Write out the full listing again, exactly as it stands.
------
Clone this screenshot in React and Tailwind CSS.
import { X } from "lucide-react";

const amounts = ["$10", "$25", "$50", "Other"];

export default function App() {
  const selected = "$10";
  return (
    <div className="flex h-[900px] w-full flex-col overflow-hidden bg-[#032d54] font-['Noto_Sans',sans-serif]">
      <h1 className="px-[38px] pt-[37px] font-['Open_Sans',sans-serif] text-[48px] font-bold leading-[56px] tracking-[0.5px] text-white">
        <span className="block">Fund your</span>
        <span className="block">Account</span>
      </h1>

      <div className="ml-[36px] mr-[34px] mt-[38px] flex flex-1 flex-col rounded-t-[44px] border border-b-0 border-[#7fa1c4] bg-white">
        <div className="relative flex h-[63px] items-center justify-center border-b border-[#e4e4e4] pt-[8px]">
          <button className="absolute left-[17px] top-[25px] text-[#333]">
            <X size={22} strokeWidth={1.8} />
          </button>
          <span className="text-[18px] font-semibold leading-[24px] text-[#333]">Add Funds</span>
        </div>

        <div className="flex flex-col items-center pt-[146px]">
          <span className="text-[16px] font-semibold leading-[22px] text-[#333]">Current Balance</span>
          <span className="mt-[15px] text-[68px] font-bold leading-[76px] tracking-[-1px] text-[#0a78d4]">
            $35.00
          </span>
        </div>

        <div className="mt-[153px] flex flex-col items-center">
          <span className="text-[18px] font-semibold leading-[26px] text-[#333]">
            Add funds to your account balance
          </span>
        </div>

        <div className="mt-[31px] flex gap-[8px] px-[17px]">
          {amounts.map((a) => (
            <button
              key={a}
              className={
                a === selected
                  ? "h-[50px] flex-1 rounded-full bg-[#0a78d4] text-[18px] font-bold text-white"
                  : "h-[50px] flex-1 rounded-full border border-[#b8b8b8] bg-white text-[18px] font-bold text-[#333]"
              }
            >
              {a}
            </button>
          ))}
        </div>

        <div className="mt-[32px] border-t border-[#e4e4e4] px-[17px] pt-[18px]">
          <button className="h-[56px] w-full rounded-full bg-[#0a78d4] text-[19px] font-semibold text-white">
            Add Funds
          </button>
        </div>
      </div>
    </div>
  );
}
------
**THE SOLUTION**
Clone this screenshot in React and Tailwind CSS.
import { X } from "lucide-react";

const amounts = ["$10", "$25", "$50", "Other"];

export default function App() {
  const selected = "$10";
  return (
    <div className="flex h-[900px] w-full flex-col overflow-hidden bg-[#032d54] font-['Noto_Sans',sans-serif]">
      <h1 className="px-[38px] pt-[37px] font-['Open_Sans',sans-serif] text-[48px] font-bold leading-[56px] tracking-[0.5px] text-white">
        <span className="block">Fund your</span>
        <span className="block">Account</span>
      </h1>

      <div className="ml-[36px] mr-[34px] mt-[38px] flex flex-1 flex-col rounded-t-[44px] border border-b-0 border-[#7fa1c4] bg-white">
        <div className="relative flex h-[63px] items-center justify-center border-b border-[#e4e4e4] pt-[8px]">
          <button className="absolute left-[17px] top-[25px] text-[#333]">
            <X size={22} strokeWidth={1.8} />
          </button>
          <span className="text-[18px] font-semibold leading-[24px] text-[#333]">Add Funds</span>
        </div>

        <div className="flex flex-col items-center pt-[146px]">
          <span className="text-[16px] font-semibold leading-[22px] text-[#333]">Current Balance</span>
          <span className="mt-[15px] text-[68px] font-bold leading-[76px] tracking-[-1px] text-[#0a78d4]">
            $35.00
          </span>
        </div>

        <div className="mt-[153px] flex flex-col items-center">
          <span className="text-[18px] font-semibold leading-[26px] text-[#333]">
            Add funds to your account balance
          </span>
        </div>

        <div className="mt-[31px] flex gap-[8px] px-[17px]">
          {amounts.map((a) => (
            <button
              key={a}
              className={
                a === selected
                  ? "h-[50px] flex-1 rounded-full bg-[#0a78d4] text-[18px] font-bold text-white"
                  : "h-[50px] flex-1 rounded-full border border-[#b8b8b8] bg-white text-[18px] font-bold text-[#333]"
              }
            >
              {a}
            </button>
          ))}
        </div>

        <div className="mt-[32px] border-t border-[#e4e4e4] px-[17px] pt-[18px]">
          <button className="h-[56px] w-full rounded-full bg-[#0a78d4] text-[19px] font-semibold text-white">
            Add Funds
          </button>
        </div>
      </div>
    </div>
  );
}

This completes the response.